Collection services for households serviced by the Environmental Services Department began in January 2023, and will continue as a phased rollout. Completion is expected by mid-2023.

While many local residents are familiar with the big blue plastic recycling bins seen across town, the organic recycling bins are green. Green bins will be provided for free to those customers who currently don’t have one. Every household will also be provided with a free kitchen pail.

“When the bin and pail arrive, each household can make a big difference for the environment by collection food scraps and food-soiled paper in their kitchen pail and discarding the contents into the green bin, along and yard trimmings and clean wood,” said Robertson.

The bins are to be set out weekly for collection at residents’ normal trash collection location.

Items accepted in the food scrap recycling bin include fruit, vegetables, pasta, grain rice, beans, non-edible leftover food (including eggs and eggshells), bread, coffee grounds and filters, cheese and pastries, food soiled parchment paper, kitchen scraps and more.

Yard waste eligible for the program includes garden and landscape waste, nonhazardous wood waste and yard trimmings.

Once collected, ESD turns the organic waste into compost by breaking down the material into healthy soil nutrients at the City’s award-winning Greenery, at the Miramar Landfill.

“The Greenery has been successfully composting thousands of tons of food waste from large venues for nearly two decades,” Robertson said. “The compost and mulch created go back into our communities to support healthy soils and reduce erosion.”

City of San Diego residents can pick up two cubic yards of either compost or mulch free from Miramar Greenery with proof of address.

The Organics Recycling Program is only for curbside residential service, and not for commercial establishments, many of which already participate in food recycling programs.

Private waste haulers serve many multifamily apartment and condominium property owners and businesses in the city. These haulers will now provide organic waste recycling services for weekly pickup. For more information, businesses and property managers can visit SanDiego.gov/OrganicWasteRecycling.

The estimated delivery schedule for the green bins citywide is based on residents’ current trash collection day, beginning Jan. 11.

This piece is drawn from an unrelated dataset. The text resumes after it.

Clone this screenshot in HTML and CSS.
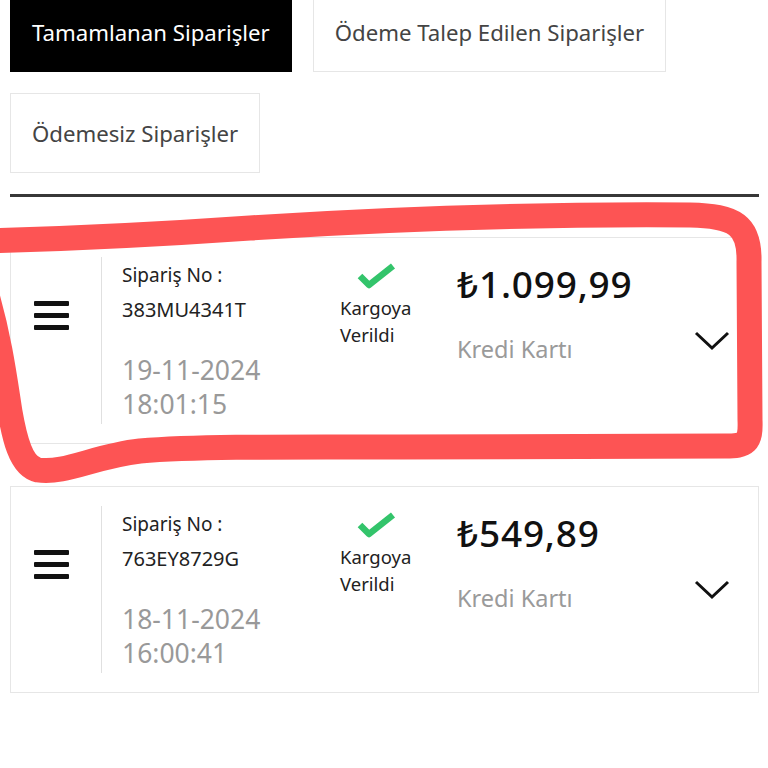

“Wednesday customers will receive their green bins first, followed by Thursday, Friday, Monday and Tuesday customers, until everyone has received a bin,” Robertson said.

A new organic waste recycling bin joins the familiar black trash bin and blue recycling bin.
(Courtesy City of San Diego)

Customers are asked to wait until their green bin and instructions arrive before beginning to collect their organic waste.

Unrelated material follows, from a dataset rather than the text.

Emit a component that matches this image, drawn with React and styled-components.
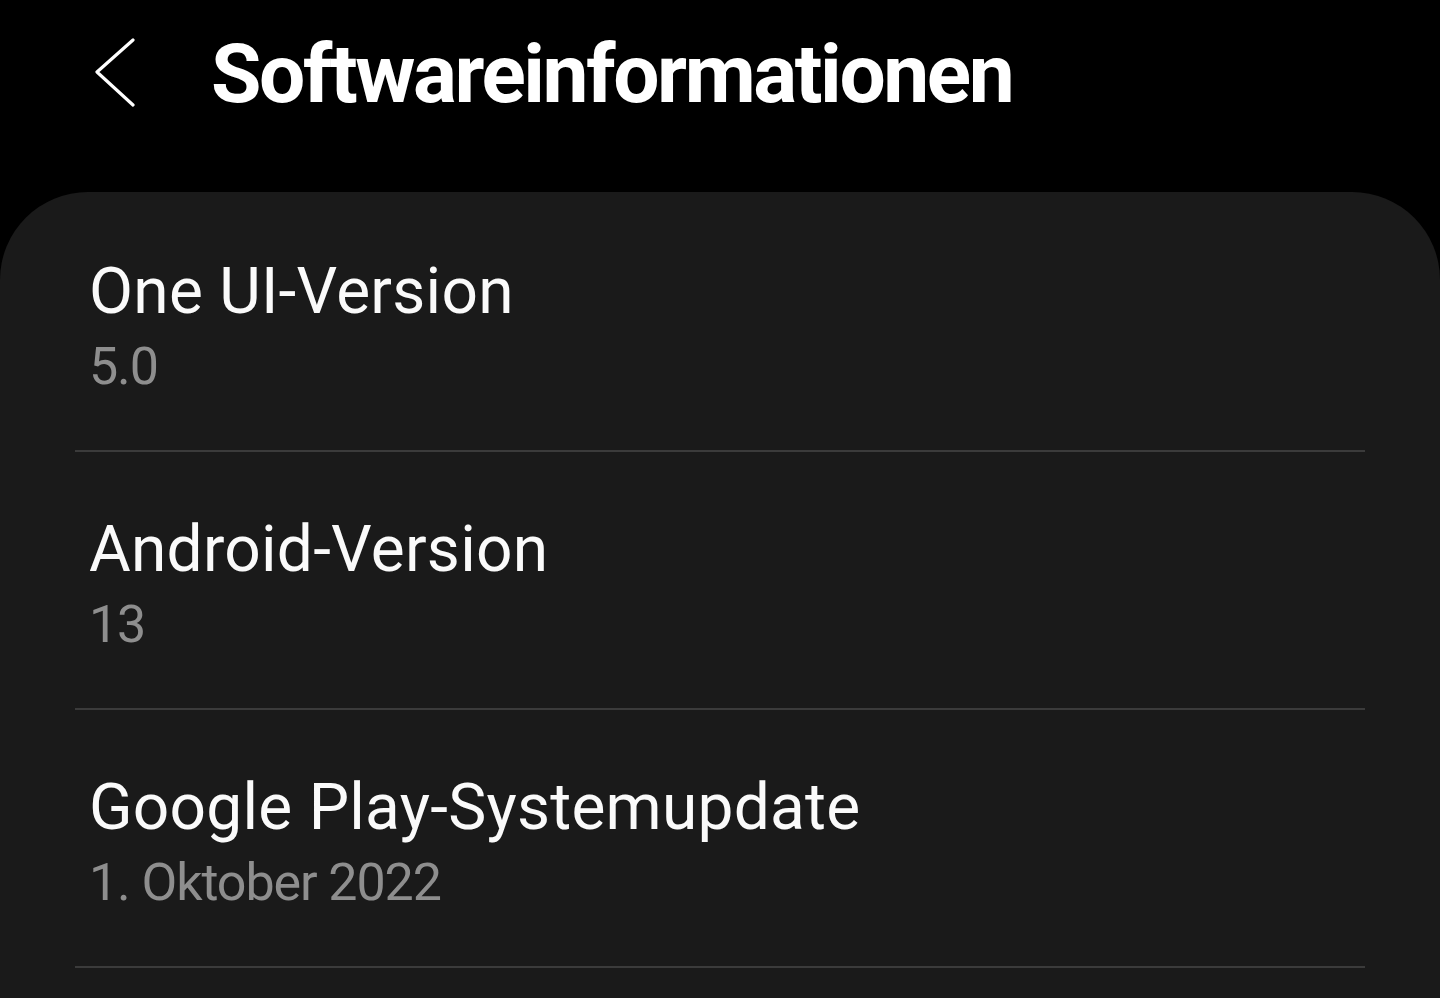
import React from "react";
import styled, { createGlobalStyle } from "styled-components";

const Global = createGlobalStyle`
  html, body { margin: 0; padding: 0; background: #000; }
  body { font-family: Roboto, "Noto Sans", sans-serif; -webkit-font-smoothing: antialiased; }
`;

const Screen = styled.div`
  width: 1440px;
  height: 998px;
  background: #000;
  overflow: hidden;
  display: flex;
  flex-direction: column;
`;

const Header = styled.header`
  height: 192px;
  display: flex;
  align-items: flex-start;
  padding: 0 0 0 92px;
  box-sizing: border-box;
`;

const BackButton = styled.button`
  background: none;
  border: none;
  padding: 0;
  margin-top: 38px;
  width: 46px;
  height: 70px;
  display: flex;
  cursor: pointer;
`;

const Title = styled.h1`
  margin: 0 0 0 73px;
  padding-top: 26px;
  font-family: Roboto, sans-serif;
  font-weight: 700;
  font-size: 82px;
  line-height: 96px;
  color: #fff;
  letter-spacing: -2.4px;
`;

const Card = styled.section`
  flex: 1;
  background: #1a1a1a;
  border-radius: 88px 88px 0 0;
  padding-top: 2px;
`;

const Row = styled.div`
  margin: 0 75px;
  padding: 60px 0 53px 14px;
  border-bottom: 2px solid #3b3b3b;
  display: flex;
  flex-direction: column;
  gap: 7px;
`;

const RowTitle = styled.div`
  font-size: 64px;
  line-height: 76px;
  color: #fafafa;
  letter-spacing: 0.25px;
`;

const RowValue = styled.div`
  font-size: 52px;
  line-height: 60px;
  color: #8e8e8e;
  letter-spacing: -1.1px;
`;

const items = [
  { title: "One UI-Version", value: "5.0" },
  { title: "Android-Version", value: "13" },
  { title: "Google Play-Systemupdate", value: "1. Oktober 2022" },
];

export default function App() {
  return (
    <Screen>
      <Global />
      <Header>
        <BackButton aria-label="Zurück">
          <svg width="46" height="70" viewBox="0 0 46 70" fill="none">
            <path d="M41 2 L5 34 L41 67" stroke="#fff" strokeWidth="3.2" strokeLinecap="round" strokeLinejoin="round" />
          </svg>
        </BackButton>
        <Title>Softwareinformationen</Title>
      </Header>
      <Card>
        {items.map((it) => (
          <Row key={it.title}>
            <RowTitle>{it.title}</RowTitle>
            <RowValue>{it.value}</RowValue>
          </Row>
        ))}
      </Card>
    </Screen>
  );
}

“In a city of 1.4 million people, this is a monumental task that we are taking very seriously,” Robertson said. She added that city employees are working diligently and carefully to make the transition easy for everyone.

The kitchen pails are plastic containers with lids and a handle, designed to be used indoors to collect food scraps. The containers can be frozen or refrigerated until collection day. More tips on what can go into the pail and how to keep the pail clean are at tinyurl.com/SDorganic.

The green bins are not to be used for glass, metal, plastic products, pet waste, diapers or dirt and rocks.

Tips on taking care of the green bins include keeping in a shaded area with the lid closed and having it picked up weekly, even if it is not full.

According to the Environmental Protection Agency, organic waste accounts for a significant portion of California’s waste stream. Robertson said when the waste is left to decompose in landfills, it releases methane, which traps the sun’s heat, warms the atmosphere and contributes to climate change.

“To address these issues, SB 1383 was signed into law and targets the reduction of pollutants, including methane. Instead of methane from a landfill, we will be making nutrient-rich compost, so it’s a double win,” Robertson said.

Cities throughout California must achieve a statewide goal of 75 percent reduction of organic waste disposal by 2025.

And while tossing a few wilted salad greens or orange peels into a kitchen pail may not seem like a huge effort, it is all part of a bigger picture.

“This is a great way to make a positive contribution to addressing climate change,” Robertson said. “Diverting organic waste happens at the individual level; we cannot do this without everyone’s participation.

“And it’s convenient and easy, because the program is being delivered right to your front door — all an individual needs to do is participate.”